Do EL PAÍS
O senador capixaba Magno Malta (PR) age no Congresso com uma
espécie de procuração de Deus. Pastor evangélico, em nome de Deus votou contra
a criminalização da homofobia. Cantor gospel, em nome de Deus é a favor da
flexibilização do Estatuto do Desarmamento. Em nome de Deus, defende a chamada
“escola sem partido” e o cerceamento da liberdade de expressão artística. Em
nome de Deus, pretende impor regras mais rígidas à já rígida legislação sobre o
aborto... Estranho Deus esse, o do senador Magno Malta...
Atualmente, o Estado permite o aborto, somente pelo SUS, nas
primeiras doze semanas de gravidez, em casos de violência sexual comprovada,
risco de morte da mulher ou anencefalia fetal. Em 2015, foram realizados pouco
mais de 1.600 procedimentos de aborto legal — enquanto ocorreram, apenas no
sistema público, cem vezes mais curetagens pós-aborto. Dados da Pesquisa
Nacional do Aborto, realizada pela Anis - Instituto de Bioética e Universidade
de Brasília, mostram que uma em cada cinco mulheres aos 40 anos já fez pelo
menos um aborto.
As complicações ocorridas por procedimentos clandestinos —
hipertensão, hemorragias ou infecções — causam uma média de quatro mortes por
dia, e as internações, pelos mesmos motivos, chegam a 200 mil por ano.
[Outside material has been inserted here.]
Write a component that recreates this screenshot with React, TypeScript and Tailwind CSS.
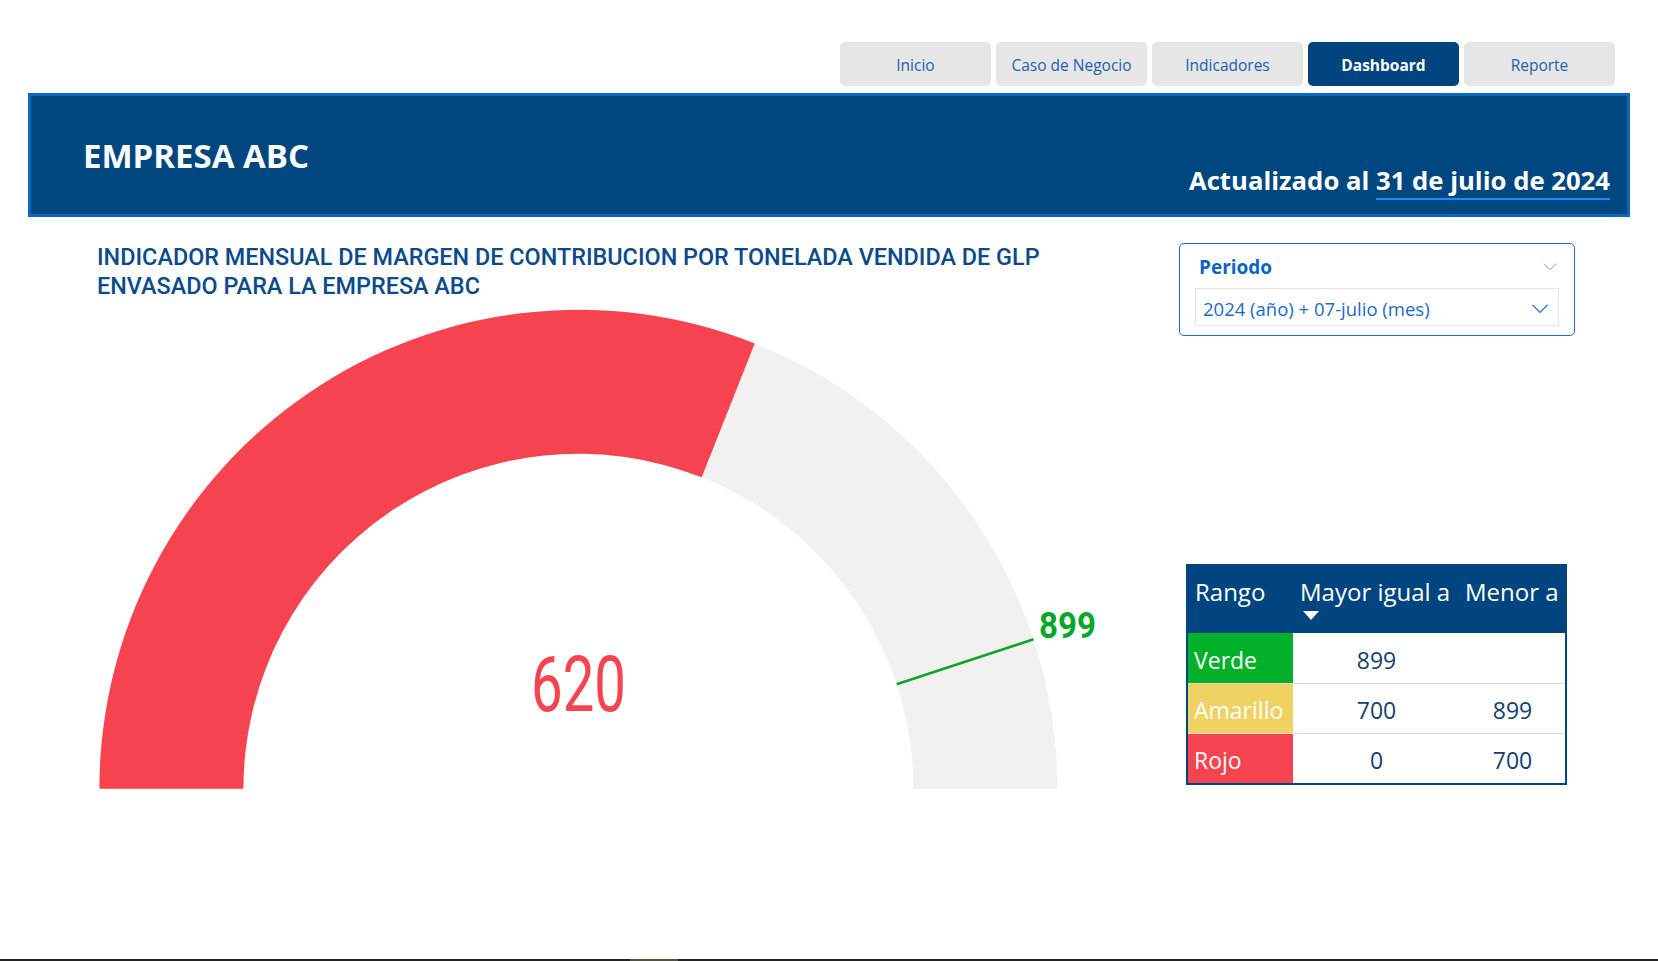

A quase
totalidade das mortes atinge mulheres pobres, que recorrem a expedientes
caseiros como remédios e chás abortivos ou perfuração do útero com objetos
cortantes, ou a clínicas ilegais que realizam curetagens e aspiração
intrauterina em péssimas condições de higiene.
Pela proposta do senador Magno Malta, que chama o aborto,
sob qualquer circunstância, de “assassinato”, e afirma que só Deus tem poder e
direito de tirar a vida, nem mesmo as mulheres que sofreram estupro, que correm
risco de morte ou gestam um bebê sem cérebro, terão direito a aborto legal pelo
SUS. A Proposta de Emenda Constitucional nº 29, que altera o artigo 5º da
Constituição, explicitando que o direito à vida é inviolável “desde a concepção”,
está pronta para ser votada na Comissão de Constituição e Justiça do Senado.
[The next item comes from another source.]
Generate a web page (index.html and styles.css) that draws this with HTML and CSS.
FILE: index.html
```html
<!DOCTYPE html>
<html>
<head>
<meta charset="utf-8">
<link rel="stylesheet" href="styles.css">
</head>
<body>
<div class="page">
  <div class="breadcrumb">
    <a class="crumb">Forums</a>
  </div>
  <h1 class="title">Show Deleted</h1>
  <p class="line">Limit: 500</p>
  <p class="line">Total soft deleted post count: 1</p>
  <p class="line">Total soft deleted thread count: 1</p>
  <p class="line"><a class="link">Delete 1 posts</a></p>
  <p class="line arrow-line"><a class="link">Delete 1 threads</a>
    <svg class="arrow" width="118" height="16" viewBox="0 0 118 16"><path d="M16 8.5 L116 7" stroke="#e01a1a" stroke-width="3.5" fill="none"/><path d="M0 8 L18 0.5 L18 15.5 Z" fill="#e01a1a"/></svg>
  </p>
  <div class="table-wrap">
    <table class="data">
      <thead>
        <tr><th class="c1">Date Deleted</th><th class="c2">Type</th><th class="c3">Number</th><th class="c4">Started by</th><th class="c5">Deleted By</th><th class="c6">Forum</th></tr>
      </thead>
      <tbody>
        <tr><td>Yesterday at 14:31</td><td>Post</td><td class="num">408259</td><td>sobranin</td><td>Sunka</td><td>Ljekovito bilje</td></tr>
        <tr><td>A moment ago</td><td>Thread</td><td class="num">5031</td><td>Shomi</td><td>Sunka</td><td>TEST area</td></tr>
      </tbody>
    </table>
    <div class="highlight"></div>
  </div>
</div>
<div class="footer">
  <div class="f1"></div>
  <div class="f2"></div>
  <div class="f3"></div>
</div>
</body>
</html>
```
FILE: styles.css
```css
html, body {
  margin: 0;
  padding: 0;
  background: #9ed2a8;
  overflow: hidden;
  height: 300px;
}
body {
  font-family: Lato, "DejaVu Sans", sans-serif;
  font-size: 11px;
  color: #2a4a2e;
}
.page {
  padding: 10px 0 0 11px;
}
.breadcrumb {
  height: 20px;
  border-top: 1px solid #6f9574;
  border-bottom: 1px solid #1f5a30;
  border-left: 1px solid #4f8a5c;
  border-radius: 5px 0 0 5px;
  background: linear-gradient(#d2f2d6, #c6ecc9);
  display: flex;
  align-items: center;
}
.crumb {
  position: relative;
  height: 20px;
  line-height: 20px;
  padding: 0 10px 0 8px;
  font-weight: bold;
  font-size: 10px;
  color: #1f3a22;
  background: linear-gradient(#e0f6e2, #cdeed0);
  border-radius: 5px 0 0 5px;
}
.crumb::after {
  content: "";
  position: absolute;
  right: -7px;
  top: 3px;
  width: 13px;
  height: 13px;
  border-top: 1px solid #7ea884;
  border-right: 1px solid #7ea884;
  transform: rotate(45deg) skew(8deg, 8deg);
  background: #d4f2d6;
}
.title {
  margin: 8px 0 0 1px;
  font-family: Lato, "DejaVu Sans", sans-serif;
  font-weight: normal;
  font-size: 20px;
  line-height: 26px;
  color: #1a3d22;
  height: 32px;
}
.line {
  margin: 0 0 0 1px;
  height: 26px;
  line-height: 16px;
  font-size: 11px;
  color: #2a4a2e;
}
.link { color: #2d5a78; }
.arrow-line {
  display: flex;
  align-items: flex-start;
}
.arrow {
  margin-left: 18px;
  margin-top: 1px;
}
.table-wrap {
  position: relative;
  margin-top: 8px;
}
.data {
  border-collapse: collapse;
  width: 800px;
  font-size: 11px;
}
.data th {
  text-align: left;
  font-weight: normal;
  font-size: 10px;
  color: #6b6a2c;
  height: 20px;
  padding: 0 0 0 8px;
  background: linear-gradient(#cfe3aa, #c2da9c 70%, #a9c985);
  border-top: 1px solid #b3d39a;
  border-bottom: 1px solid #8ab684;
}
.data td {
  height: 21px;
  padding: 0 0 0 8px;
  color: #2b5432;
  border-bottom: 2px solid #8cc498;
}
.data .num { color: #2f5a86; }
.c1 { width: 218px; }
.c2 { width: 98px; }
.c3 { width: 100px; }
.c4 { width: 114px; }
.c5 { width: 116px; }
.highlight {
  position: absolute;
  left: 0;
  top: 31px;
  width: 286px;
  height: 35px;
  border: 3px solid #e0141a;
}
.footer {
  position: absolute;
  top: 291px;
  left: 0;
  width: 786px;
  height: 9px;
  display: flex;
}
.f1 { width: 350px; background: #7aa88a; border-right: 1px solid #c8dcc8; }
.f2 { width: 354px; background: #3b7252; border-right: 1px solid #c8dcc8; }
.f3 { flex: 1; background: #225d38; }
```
Ou seja, ao invés de ampliarmos o direito à informação, com
aulas de educação sexual no sistema público de ensino, e garantir métodos
contraceptivos mais seguros, como o Dispositivo Intra-Uterino (DIU) e implantes
hormonais, ou mesmo a distribuição da chamada “pílula do dia seguinte”,
preferimos fechar os olhos à tragédia que se abate sobre as mulheres
brasileiras, sob a hipocrisia falaciosa de argumentos moralistas religiosos.
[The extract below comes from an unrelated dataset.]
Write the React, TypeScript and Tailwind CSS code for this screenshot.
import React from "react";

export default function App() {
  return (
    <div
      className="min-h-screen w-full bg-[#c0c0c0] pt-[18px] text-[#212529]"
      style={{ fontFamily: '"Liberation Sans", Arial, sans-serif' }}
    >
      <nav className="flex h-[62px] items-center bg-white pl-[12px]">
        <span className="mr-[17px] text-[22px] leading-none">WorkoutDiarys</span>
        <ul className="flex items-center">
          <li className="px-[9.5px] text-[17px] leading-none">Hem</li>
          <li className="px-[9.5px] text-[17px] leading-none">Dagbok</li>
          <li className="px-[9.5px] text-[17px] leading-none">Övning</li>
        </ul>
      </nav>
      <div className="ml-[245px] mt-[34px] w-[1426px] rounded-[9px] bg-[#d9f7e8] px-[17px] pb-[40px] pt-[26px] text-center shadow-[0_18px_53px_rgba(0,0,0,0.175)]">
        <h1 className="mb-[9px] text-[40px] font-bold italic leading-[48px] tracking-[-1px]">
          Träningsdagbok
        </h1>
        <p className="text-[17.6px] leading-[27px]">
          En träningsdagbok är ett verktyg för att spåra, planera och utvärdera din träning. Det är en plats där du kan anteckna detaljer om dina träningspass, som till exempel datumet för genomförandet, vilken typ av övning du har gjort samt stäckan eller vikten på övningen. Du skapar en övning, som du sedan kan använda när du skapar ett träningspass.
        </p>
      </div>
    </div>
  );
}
O curioso nisso tudo é que, sendo o Brasil um país
essencialmente machista — temos, segundo a Organização Mundial de Saúde (OMS),
a quinta maior taxa de feminicídio do mundo, 4,8 assassinatos para cada 100 mil
mulheres —, a discussão sobre a legislação do aborto é travada por um Congresso
maciçamente masculino — são 55 deputadas e 12 senadoras, que representam 11% da
Câmara e 15% do Senado. Pior ainda: os principais defensores da total
criminalização do aborto apegam-se a pontos de vista não de saúde pública, mas
de leituras fundamentalistas, e, portanto, equivocadas da Bíblia.
Estudo realizado pelo Instituto Guttmacher e OMS concluíram
que, nos países onde a prática é legal, as taxas de aborto caíram
significativamente, já que foram acompanhadas por estratégias de planejamento
familiar e acesso à saúde pública. Ao contrário, nos países onde a prática é
considerada crime, não houve recuo no número de abortos — eles apenas se
tornaram clandestinos. O estudo indica ainda que o aborto é um fenômeno tipicamente
terceiro-mundista: 88% do total de abortos feitos no mundo ocorrem em países em
desenvolvimento.
Passo a passo nos distanciamos dos ditames da civilização
ocidental. Em nome de Deus — seria o caso de perguntar “qual Deus” — por ano
condenamos à morte 343 homossexuais, 43 mil pessoas (a maioria homens, jovens e
negros) são assassinadas por armas de fogo, 1.700 mulheres morrem em
decorrência de complicações de aborto clandestino. Um Estado laico que, ao
invés de proteger seus cidadãos, submete-se às chantagens de fundamentalistas
com obscuros interesses, definitivamente não representa a coletividade.